Memorable impressions: two very quiet pieces at Yerba Buena Center for the Arts left two of the deepest imprints this year. In February, Joanna Haigood's meditation on the physicality of memory, Ghost Architecture, went by almost unnoticed. Yet the piece, a tribute to the ordinary folks who once inhabited the SROs where the center now stands, filled the Forum's modernist lines with pure poetry. A rotating group of dancers seemingly slipped into the lives of unknown people, delineating their pains, aspirations, and modes of survival. Glimpses of contemporary life delivered by way of outside noises and the brilliant use of a camera obscura tied together the fate of then and now.

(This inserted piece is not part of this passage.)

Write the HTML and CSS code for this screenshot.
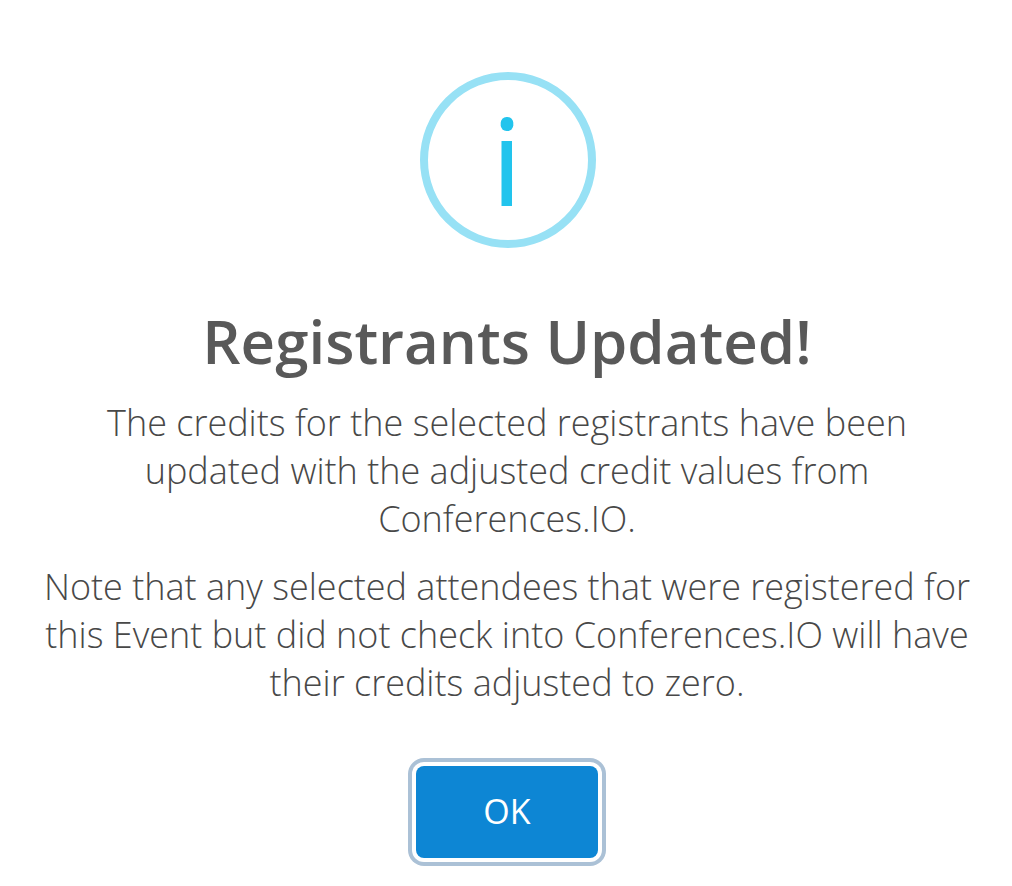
FILE: index.html
```html
<!DOCTYPE html>
<html lang="en">
<head>
  <meta charset="UTF-8" />
  <meta name="viewport" content="width=device-width, initial-scale=1" />
  <title>Registrants Updated!</title>
  <link rel="stylesheet" href="styles.css">
</head>
<body>
  <div class="modal" role="alertdialog" aria-labelledby="modal-title" aria-describedby="modal-text">
    <svg class="modal-icon" viewBox="0 0 176 176" aria-hidden="true">
      <circle cx="88" cy="88" r="84" fill="none" stroke="#97e1f5" stroke-width="8" />
      <rect x="80.7" y="45" width="12.6" height="14" rx="5.8" fill="#22c4ed" />
      <rect x="81.5" y="69" width="10.5" height="65" fill="#22c4ed" />
    </svg>

    <h1 class="modal-title" id="modal-title">Registrants Updated!</h1>

    <div class="modal-text" id="modal-text">
      <p>The credits for the selected registrants have been updated with the adjusted credit values from Conferences.IO.</p>
      <p>Note that any selected attendees that were registered for this Event but did not check into Conferences.IO will have their credits adjusted to zero.</p>
    </div>

    <button class="ok-btn" type="button">OK</button>
  </div>
</body>
</html>
```
FILE: styles.css
```css
body {
  font-family: "Open Sans", sans-serif;
  margin: 0;
  color: #595959;
  background: #fff;
}
.modal {
  display: flex;
  flex-direction: column;
  align-items: center;
  padding: 72px 40px 20px 42px;
  text-align: center;
}
.modal-icon {
  width: 176px;
  height: 176px;
  margin-left: 2px;
}
.modal-title {
  margin: 51px 0 16px;
  font-size: 60px;
  font-weight: 600;
  line-height: 84px;
}
.modal-text {
  color: #484848;
  font-size: 36px;
  font-weight: 300;
  line-height: 48px;
}
.modal-text p {
  margin: 0 0 20px;
}
.ok-btn {
  margin-top: 39px;
  padding: 21px 67px 23px;
  border: none;
  border-radius: 8px;
  background: #0d86d4;
  box-shadow: 0 0 0 4px #fff, 0 0 0 8px #abc1d6;
  color: #fff;
  font-family: inherit;
  font-size: 34px;
  font-weight: 500;
  line-height: 48px;
  cursor: pointer;
}
```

In May, June Watanabe's "Noh Project II: 'Can't' Is 'Night' " assembled some extraordinary artists – Pauline Oliveros's Deep Listening Ensemble, Noh master Anshin Uchida, poet Leslie Scalapino – to join her in her retirement performance. To watch the latter, modest but sure of herself, hold her own against a giant like Uchida was to witness the pulling together of extraordinarily opposed views of life and art. Watanabe may be retired, but with the longest, deepest arabesque of her life, she carved herself permanently into our memory.

Also at Yerba Buena Center in February, Deborah Vaughan's Dimensions Dance Theater celebrated its 30th anniversary with Vaughan's two-hour Streams of Legacy, for which she incorporated strands of Cuban and Zimbabwean elements into her modern-African vocabulary. Repeatedly, eight female dancers managed to transcend clock time to move us into a place both mythical and absolutely contemporary.

And lastly, in November, the Chitresh Das Dance Company celebrated its choreographer's 60th birthday with the wholly enchanting Sampurnam, an evening in which distinctions between professionals and students became nearly irrelevant – such was the skill, dedication, and poetry manifested by these dancers. One had the sense that, from the master on down, these performers were there because they couldn't help themselves. They just had to dance.